George Smathers, who saw Jack as “deeply preoccupied by death” throughout the late 1940s and early 1950s, remembers a fishing trip when the subject came up. “He wanted to know which I thought was better—freezing to death, drowning, or getting shot. I wasn’t responsive enough, I guess, because he started answering the question himself with the care one usually devotes to philosophical issues. Because of his experience in the PT boat, he felt that drowning was out. He was against freezing because it took so long. And he didn’t much relish getting shot. He talked about poison rather hopefully; that seemed to be the preferred solution. After he’d finished this lengthy inquiry into the best ways to die, he leaned over to me and said: ‘The point is that you’ve got to live every day like it’s your last day on earth. That’s what I’m doing.’ ”
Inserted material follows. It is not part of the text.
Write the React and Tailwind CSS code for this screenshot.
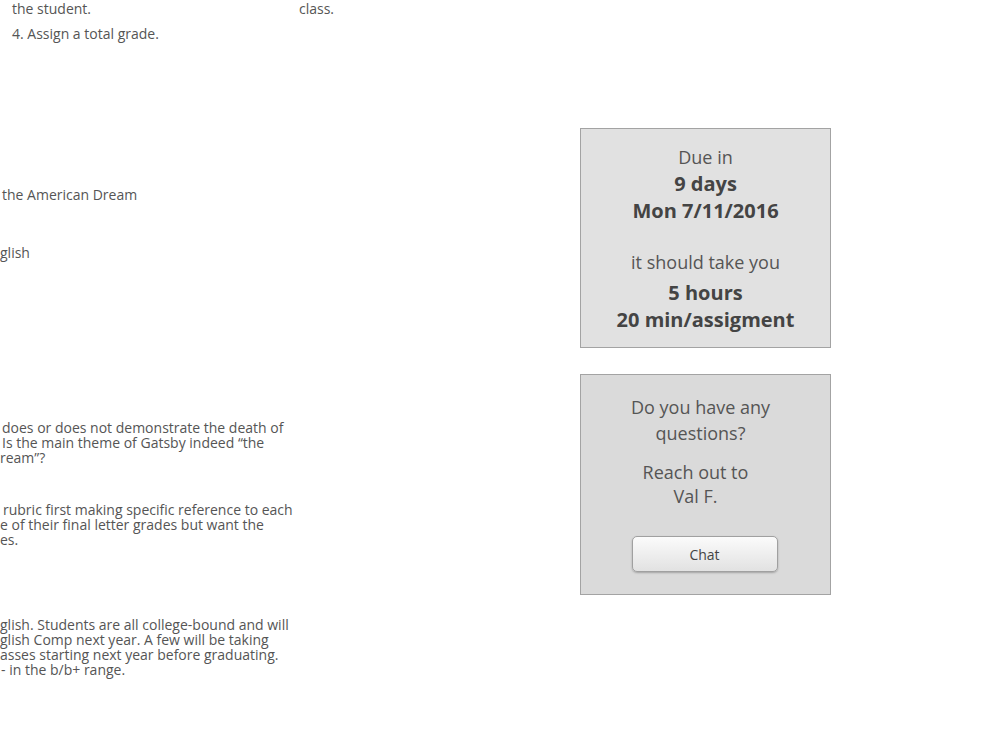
export default function App() {
  const font = { fontFamily: '"Open Sans", "Noto Sans", sans-serif' };

  return (
    <div
      className="w-[1000px] h-[750px] bg-white flex overflow-hidden text-[#555]"
      style={font}
    >
      {/* left: assignment details, scrolled partly off the left edge */}
      <div className="w-[580px] flex-none overflow-hidden text-[14px] leading-[15px]">
        <div className="flex">
          <div className="w-[299px] flex-none pl-[12px]">
            <div className="pt-[1px] leading-[15px]">the student.</div>
            <div className="mt-[10px] leading-[15px]">4. Assign a total grade.</div>
          </div>
          <div className="pt-[1px]">class.</div>
        </div>

        <div className="mt-[146px] pl-[2px] whitespace-nowrap">the American Dream</div>

        <div className="mt-[43px] whitespace-nowrap">glish</div>

        <div className="mt-[160px] whitespace-nowrap">
          <div className="pl-[2px]"> does or does not demonstrate the death of</div>
          <div className="pl-[2px]">Is the main theme of Gatsby indeed “the</div>
          <div>ream”?</div>
        </div>

        <div className="mt-[37px] whitespace-nowrap">
          <div className="pl-[3px]">rubric first making specific reference to each</div>
          <div>e of their final letter grades but want the</div>
          <div>es.</div>
        </div>

        <div className="mt-[70px] whitespace-nowrap">
          <div>glish. Students are all college-bound and will</div>
          <div>glish Comp next year. A few will be taking</div>
          <div>asses starting next year before graduating.</div>
          <div className="pl-[1px]">- in the b/b+ range.</div>
        </div>
      </div>

      {/* right: due-date and help cards */}
      <div className="flex flex-col pt-[128px] gap-[26px]">
        <div className="w-[251px] h-[220px] border border-[#a3a3a3] bg-[#e1e1e1] flex flex-col items-center pt-[15px] text-[#555] text-[18px] leading-[27px]">
          <div>Due in</div>
          <div className="-mt-[1px] font-bold text-[20px] text-[#444]">9 days</div>
          <div className="font-bold text-[20px] text-[#444]">Mon 7/11/2016</div>
          <div className="mt-[25px]">it should take you</div>
          <div className="mt-[3px] font-bold text-[20px] text-[#444]">5 hours</div>
          <div className="font-bold text-[20px] text-[#444]">20 min/assigment</div>
        </div>

        <div className="w-[251px] h-[221px] border border-[#a3a3a3] bg-[#dadada] flex flex-col items-center pt-[19px] text-[18px] text-[#555]">
          <div className="text-center leading-[26px] pr-[10px]">
            Do you have any
            <br />
            questions?
          </div>
          <div className="text-center leading-[24px] mt-[14px] pr-[20px]">
            Reach out to
            <br />
            Val F.
          </div>
          <button className="mt-[28px] mr-[2px] w-[146px] h-[36px] rounded-[5px] border border-[#a0a0a0] bg-gradient-to-b from-[#fbfbfb] to-[#e2e2e2] shadow-[0_1px_2px_rgba(0,0,0,0.25)] text-[14px] text-[#444]">
            Chat
          </button>
        </div>
      </div>
    </div>
  );
}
That was the remarkable thing: he had identified himself as a terminal case, but he never became doomy, morbid, or self-pitying. If anything, his obsession with death made him even more lucid and companionable. In Chuck Spalding’s opinion, this conviction that he had to live each day as though it was his last gave his days a special intensity and weight: “There was something about time—special for him, obviously, because he always heard the footsteps, but also special for you when you were with him. Death was there. It had taken Joe and Kick and it was waiting for him. So whenever he was in a situation, he tried to burn bright; he tried to wring as much out of things as he could. After a while he didn’t have to try. He had something nobody else did. It was just a heightened sense of being; there’s no other way to describe it.”